Yine hacim olarak hava akımının cismin içinden geçtiği ve iç hacmin söz konusu olduğu durumları inceleyen kola ise, “iç aerodinamik” denir. Kompresörler, havalandırma sistemleri, uçak motorları, bacalar, yanma odaları ve silah namluları gibi pek çok sahada uygulanmaktadır.
Namlu ve mermiler ile iç ve dış aerodinamik olarak adlandırılabilen ve ayrıca balistik olarak adlandırılan bilim dalında atalarımız öncülük yapmış ve bu bilimin temellerini atmışlardır. Çok uzaklara atılan ağır gülleler ve bunları atan toplar hala müzelerimizde hayranlık uyandırmaya devam etmektedir.
Akım hızlarına göre aerodinamik: Havaya göre hareket halinde olan cismin etrafındaki bu izafi hava akımının, ses hızının altında ve üstünde olmasına göre, aerodinamik değişik kısımlara ayrılmıştır. Ses hızının altındaki akımlara “Subsonik akımlar”, ses hızı civarındaki akımlara “Transonik akımlar” denilmekte ve ses üstü akımlar da “Süpersonik” ve “Hipersonik” akımlar olarak iki kısımda incelenmektedir.
Bu arada “şok dalgası”ndan da bahsetmek gerekir.
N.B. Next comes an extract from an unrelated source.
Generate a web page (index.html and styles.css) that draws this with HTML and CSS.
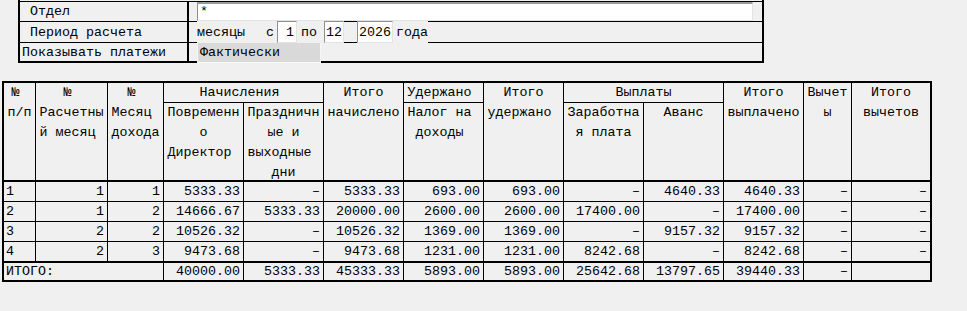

Suya atılan bir taşın meydana getirdiği dalgalar genişleyen halkalar şeklinde yayıldığı gibi, ses dalgaları da hava içinde, merkezi ses kaynağı olan ve yarıçapı ses hızına eşit bir hızla büyüyen küresel yüzeyler boyunca yayılır. Hava içerisinde hareket eden bir uçağın hızı ses hızına yaklaştıkça yayılma hızı sabit olan ses dalgaları üst üste binmeye başlar ve tek bir dalga yüzeyinde birleşirler. “Sıkışma dalgası” yahut “Şok dalgası” denilen bu dalga, uçağın uçuş yoluna yakın bölgelerde ciddi hasarlara yol açacak kadar yüksek enerjiye sahib olur. Bundan dolayı süpersonik uçuşlar köy, kasaba gibi meskun bölgeler üzerinden, ancak yüksek irtifalardan geçmek şartı ile yapılabilir. Sesten hızlı uçuş ile meydana gelen şok dalgası, yer yüzeyinde bir patlama sesi olarak duyulur. Uçak, ses hızının çok üstünde uçuyorsa, bu ses bize ulaştığında uçak sesin geldiği yerden çok daha uzak, daha ileride bir yerde olacaktır.
Levha üzerindeki akım: Bir yüzey üzerindeki hava akımı, bir alçak basınç bölgesi meydana gelmesine sebeb olur. Akımın hızının artışı ile, alçak basınç bölgesindeki basınç düşüşü doğru orantılıdır. İşte uçağı havada tutan, kanatlar üzerindeki bu alçak basınç bölgesidir.
Aerodinamik profil: Hava akımının yüzey üzerinde bir alçak basınç alanı hasıl edeceği belirtilmişti. Eğer bu alan, cismin üst yüzeyinde daha şiddetli ise, alt yüzeydeki basınç üsttekine galip gelerek cismin yükselmesini sağlar. Biz aynı hava kütlesini üst yüzde daha uzun bir yoldan, alt yüzde de kısa bir yoldan geçirirsek üst yüzde havanın izafi hızı daha fazla olacak ve basınç düşüşü de daha fazla olacaktır. Bu maksada, levhanın üst yüzünü bombeli yaparak ulaşabiliriz.
Aerodinamik profilin sahib olduğu kaldırma kuvvetini arttıran değişik açıklamalar mevcuttur. Bunlardan birisi profil ile akım arasındaki “hücum açısı” denilen açıdır. Kaldırma kuvveti bu açının kritik bir değerine kadar açı ile birlikte artar. Kanat sathının genişletilmesi de kaldırmayı arttırıcı tesir yapar. Bunun için “flap ve slat” adı verilen kanat yüzeyleri geliştirilmiştir. Bunlar kanat üzerindeki hareketli parçalardır.
Fizik, astronomi ve matematik ilimlerinde büyük araştırma ve keşifler yapmış olan İslam alimi Hazini (1118-1155) “Akışkanlar mekaniği” ilminin kurucularındandır. Biruni’nin (973-1049) kullandığı altı geniş, üstü dar konik bir kap biçimindeki alet ile, cisimlerin akışkanlar içindeki hareketini ve akışkanların sürükleme kuvvetlerini inceledi. Böylece mekaniğin bir kolu olan “Aerodinamik” biliminin gelişmesine de öncülük etti.